# [Exercise directions]
From the first line of the data down to and including the line with "const headings = ['Order", copy everything exactly, leaving out pictures.

┌──

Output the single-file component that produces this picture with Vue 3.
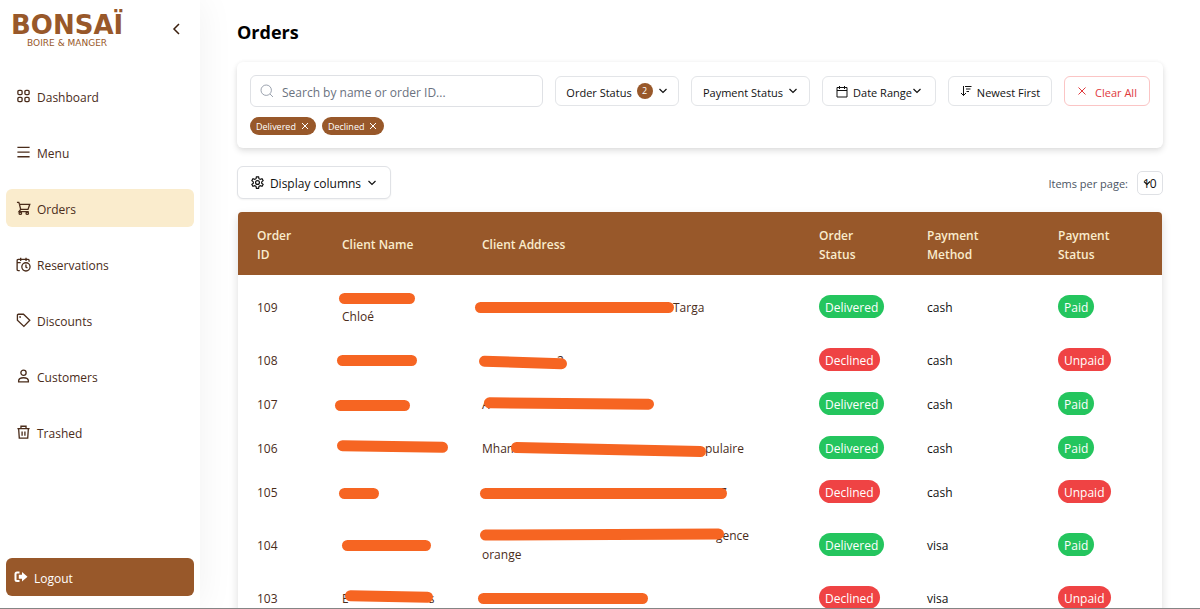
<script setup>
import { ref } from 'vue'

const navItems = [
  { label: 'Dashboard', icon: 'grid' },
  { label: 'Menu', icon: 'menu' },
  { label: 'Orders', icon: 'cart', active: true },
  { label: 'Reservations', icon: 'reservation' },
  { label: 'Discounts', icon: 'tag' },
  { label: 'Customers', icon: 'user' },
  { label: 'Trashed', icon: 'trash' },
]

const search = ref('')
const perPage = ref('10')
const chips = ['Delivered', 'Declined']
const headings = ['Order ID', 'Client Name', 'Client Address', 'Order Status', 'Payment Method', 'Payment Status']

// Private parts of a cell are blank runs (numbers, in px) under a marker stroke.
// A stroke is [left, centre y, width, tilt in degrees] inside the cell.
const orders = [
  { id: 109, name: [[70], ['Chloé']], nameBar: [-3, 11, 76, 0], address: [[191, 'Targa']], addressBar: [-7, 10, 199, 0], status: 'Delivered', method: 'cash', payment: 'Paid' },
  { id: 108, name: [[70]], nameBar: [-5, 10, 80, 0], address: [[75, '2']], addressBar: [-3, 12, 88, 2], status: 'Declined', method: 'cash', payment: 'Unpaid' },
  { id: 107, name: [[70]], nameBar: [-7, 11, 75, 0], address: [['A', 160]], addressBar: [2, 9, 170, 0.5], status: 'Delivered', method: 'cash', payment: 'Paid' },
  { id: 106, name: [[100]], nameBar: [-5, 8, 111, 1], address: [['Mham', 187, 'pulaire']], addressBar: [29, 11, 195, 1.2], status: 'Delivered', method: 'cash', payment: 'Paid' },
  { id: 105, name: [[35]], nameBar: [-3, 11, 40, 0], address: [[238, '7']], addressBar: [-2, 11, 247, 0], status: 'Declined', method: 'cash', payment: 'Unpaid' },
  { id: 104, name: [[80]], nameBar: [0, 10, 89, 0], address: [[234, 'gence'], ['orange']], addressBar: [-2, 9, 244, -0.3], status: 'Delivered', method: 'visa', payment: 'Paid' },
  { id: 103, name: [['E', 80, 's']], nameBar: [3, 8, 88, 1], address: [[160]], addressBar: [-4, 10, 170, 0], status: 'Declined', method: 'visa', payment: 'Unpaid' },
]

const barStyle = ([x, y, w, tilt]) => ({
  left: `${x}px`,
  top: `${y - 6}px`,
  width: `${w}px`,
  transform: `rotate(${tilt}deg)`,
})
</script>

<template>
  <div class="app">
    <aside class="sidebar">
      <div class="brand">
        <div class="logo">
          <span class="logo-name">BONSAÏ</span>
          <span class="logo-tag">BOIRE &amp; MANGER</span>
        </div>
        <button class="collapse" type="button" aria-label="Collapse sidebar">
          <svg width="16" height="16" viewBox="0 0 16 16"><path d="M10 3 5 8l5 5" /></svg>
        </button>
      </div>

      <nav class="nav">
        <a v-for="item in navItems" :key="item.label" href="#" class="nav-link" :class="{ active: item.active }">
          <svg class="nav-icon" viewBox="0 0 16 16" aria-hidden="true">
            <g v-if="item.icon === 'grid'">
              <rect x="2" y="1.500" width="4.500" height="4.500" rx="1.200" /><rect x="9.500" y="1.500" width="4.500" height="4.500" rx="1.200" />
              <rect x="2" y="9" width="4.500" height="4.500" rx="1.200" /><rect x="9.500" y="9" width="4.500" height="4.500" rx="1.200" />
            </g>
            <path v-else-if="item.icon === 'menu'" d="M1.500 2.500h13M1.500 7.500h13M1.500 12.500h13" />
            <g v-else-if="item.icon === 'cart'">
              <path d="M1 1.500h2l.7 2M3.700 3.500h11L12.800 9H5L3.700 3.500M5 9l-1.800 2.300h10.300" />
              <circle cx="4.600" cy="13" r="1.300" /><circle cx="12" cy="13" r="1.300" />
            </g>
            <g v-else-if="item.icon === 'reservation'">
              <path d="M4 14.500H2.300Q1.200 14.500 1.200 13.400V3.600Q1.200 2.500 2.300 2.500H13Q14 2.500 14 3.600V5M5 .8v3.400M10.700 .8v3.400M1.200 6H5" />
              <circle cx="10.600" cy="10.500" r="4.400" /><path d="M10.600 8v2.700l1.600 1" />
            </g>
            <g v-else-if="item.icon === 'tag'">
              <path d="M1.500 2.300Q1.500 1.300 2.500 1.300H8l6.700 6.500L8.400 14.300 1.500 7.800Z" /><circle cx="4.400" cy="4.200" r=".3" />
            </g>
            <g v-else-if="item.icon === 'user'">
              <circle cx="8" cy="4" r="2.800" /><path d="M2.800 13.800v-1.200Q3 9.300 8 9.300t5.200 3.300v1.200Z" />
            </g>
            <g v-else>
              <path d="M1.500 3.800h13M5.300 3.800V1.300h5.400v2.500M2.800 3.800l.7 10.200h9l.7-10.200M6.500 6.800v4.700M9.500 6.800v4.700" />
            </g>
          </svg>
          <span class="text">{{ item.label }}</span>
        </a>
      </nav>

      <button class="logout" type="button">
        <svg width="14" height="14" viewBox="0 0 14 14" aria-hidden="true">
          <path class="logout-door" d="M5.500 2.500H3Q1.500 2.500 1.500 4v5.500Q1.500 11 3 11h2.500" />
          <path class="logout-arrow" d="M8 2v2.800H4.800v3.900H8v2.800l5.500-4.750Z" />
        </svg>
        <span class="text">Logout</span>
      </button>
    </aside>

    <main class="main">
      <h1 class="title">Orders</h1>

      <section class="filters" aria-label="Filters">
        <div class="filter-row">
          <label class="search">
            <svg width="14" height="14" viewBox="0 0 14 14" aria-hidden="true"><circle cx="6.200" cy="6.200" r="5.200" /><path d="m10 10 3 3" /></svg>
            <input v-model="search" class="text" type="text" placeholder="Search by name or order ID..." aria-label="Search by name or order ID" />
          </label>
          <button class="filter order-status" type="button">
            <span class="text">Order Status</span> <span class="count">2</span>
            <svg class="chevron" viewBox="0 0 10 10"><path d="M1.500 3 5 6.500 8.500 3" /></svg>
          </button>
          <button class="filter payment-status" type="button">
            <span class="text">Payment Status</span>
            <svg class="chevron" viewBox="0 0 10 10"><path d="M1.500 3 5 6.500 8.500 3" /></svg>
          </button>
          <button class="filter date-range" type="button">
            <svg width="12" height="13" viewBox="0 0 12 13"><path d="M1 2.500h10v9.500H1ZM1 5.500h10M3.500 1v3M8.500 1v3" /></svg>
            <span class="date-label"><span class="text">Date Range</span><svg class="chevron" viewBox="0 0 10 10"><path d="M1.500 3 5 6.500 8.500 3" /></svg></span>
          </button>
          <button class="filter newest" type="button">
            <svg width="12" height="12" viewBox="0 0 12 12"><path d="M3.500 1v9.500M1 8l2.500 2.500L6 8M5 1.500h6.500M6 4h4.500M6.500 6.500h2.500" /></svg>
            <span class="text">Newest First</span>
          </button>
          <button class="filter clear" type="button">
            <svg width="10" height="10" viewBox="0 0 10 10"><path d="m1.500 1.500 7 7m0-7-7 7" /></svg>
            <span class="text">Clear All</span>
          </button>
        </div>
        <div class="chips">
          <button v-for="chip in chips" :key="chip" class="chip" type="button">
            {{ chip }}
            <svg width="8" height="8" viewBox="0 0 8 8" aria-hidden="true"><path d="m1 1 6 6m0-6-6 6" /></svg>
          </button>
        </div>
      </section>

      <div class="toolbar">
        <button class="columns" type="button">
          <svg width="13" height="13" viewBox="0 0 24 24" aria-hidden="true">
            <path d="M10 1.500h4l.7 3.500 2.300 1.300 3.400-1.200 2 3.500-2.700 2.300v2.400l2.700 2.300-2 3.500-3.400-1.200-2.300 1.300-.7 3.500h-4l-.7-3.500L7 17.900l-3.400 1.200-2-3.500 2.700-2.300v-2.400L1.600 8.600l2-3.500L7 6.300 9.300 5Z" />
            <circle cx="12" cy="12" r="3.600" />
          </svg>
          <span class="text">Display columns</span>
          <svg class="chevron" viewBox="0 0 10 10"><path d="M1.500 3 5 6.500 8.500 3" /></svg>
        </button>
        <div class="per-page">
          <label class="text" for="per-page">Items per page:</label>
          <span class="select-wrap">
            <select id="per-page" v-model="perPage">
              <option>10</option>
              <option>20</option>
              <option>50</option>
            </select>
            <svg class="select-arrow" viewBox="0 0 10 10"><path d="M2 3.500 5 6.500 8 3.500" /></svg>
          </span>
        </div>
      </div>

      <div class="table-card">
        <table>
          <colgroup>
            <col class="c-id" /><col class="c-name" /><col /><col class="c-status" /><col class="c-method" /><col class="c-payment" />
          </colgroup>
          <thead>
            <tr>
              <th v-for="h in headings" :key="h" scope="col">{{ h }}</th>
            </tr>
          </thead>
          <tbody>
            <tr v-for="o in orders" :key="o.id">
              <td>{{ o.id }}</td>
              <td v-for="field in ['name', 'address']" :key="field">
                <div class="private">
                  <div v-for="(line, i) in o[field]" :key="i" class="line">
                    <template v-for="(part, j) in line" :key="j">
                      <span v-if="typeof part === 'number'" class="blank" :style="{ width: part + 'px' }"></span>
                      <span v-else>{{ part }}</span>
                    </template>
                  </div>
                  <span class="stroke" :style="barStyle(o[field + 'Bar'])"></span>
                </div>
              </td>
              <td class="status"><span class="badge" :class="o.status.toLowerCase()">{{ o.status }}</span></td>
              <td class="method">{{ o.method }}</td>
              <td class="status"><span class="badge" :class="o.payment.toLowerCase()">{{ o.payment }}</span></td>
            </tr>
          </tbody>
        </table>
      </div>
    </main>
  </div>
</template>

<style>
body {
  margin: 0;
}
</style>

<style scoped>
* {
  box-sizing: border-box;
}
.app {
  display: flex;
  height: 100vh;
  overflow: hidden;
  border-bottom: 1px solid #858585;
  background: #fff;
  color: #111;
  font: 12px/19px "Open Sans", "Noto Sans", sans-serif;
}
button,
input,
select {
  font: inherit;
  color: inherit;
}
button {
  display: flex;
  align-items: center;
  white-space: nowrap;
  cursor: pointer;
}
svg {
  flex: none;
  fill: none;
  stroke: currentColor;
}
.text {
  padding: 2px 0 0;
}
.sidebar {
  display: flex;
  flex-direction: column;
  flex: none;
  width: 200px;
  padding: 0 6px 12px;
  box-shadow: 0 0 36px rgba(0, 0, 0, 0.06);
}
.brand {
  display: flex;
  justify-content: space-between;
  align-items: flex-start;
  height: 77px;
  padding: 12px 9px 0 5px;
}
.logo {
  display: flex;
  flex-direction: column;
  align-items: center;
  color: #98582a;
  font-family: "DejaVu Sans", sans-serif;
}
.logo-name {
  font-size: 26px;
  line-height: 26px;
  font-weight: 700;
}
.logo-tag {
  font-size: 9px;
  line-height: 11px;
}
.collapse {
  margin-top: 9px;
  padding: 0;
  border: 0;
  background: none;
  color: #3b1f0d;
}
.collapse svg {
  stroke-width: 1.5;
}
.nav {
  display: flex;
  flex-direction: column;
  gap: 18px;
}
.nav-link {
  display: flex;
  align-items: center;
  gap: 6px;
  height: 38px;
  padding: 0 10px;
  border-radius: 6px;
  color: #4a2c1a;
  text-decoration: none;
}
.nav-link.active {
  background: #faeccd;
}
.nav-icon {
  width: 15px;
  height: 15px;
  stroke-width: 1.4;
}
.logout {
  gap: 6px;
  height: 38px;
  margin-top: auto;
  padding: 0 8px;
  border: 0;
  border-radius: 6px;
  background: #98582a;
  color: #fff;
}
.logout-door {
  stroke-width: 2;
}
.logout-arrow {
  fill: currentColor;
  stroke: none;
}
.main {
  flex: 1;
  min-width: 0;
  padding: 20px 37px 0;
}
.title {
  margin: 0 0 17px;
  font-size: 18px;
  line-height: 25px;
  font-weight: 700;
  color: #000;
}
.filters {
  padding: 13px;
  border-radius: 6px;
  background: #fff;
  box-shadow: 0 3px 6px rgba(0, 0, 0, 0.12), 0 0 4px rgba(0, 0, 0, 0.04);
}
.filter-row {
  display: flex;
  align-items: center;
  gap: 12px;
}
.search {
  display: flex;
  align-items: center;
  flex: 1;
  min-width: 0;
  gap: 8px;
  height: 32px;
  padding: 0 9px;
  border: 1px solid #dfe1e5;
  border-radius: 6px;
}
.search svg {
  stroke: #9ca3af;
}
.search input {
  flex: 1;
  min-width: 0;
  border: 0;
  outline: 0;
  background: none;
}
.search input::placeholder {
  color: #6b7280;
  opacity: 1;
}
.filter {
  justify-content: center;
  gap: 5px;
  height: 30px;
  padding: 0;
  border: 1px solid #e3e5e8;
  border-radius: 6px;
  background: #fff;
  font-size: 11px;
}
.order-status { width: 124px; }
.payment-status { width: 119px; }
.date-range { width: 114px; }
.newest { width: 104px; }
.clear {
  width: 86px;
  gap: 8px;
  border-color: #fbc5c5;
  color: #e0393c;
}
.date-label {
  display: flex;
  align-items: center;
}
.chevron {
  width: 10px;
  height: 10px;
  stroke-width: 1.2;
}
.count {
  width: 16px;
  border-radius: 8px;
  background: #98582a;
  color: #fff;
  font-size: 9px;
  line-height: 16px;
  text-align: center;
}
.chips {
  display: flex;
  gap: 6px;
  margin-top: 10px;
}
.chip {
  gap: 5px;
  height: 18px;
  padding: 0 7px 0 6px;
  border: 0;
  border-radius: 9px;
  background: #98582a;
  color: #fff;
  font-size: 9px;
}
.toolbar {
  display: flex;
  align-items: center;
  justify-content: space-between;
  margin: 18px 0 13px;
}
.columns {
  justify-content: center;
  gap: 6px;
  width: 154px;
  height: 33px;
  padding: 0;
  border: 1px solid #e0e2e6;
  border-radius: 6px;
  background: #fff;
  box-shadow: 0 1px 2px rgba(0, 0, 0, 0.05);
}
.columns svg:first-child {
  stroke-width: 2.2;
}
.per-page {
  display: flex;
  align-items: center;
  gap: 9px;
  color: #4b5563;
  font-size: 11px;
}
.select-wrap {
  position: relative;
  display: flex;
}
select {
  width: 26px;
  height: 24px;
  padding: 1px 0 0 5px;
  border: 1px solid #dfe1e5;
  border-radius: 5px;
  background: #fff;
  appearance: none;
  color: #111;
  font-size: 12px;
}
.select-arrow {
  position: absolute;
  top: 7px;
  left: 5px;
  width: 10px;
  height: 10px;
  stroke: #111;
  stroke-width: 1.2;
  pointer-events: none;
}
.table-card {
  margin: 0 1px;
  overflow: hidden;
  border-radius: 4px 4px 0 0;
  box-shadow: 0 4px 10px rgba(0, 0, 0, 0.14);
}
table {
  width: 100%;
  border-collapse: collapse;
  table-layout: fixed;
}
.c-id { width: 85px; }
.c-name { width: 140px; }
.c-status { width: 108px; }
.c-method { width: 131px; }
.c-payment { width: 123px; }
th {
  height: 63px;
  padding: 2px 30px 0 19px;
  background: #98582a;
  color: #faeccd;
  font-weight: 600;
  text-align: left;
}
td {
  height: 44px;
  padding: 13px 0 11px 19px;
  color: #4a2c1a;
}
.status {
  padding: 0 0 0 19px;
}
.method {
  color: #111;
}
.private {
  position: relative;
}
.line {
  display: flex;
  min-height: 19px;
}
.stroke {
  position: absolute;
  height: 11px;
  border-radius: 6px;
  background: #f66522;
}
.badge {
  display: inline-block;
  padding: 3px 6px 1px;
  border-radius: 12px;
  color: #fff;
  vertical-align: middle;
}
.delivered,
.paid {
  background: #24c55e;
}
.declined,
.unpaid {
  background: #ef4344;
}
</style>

└──

# [Answer to the task]
Output the single-file component that produces this picture with Vue 3.
<script setup>
import { ref } from 'vue'

const navItems = [
  { label: 'Dashboard', icon: 'grid' },
  { label: 'Menu', icon: 'menu' },
  { label: 'Orders', icon: 'cart', active: true },
  { label: 'Reservations', icon: 'reservation' },
  { label: 'Discounts', icon: 'tag' },
  { label: 'Customers', icon: 'user' },
  { label: 'Trashed', icon: 'trash' },
]

const search = ref('')
const perPage = ref('10')
const chips = ['Delivered', 'Declined']
const headings = ['Order ID', 'Client Name', 'Client Address', 'Order Status', 'Payment Method', 'Payment Status']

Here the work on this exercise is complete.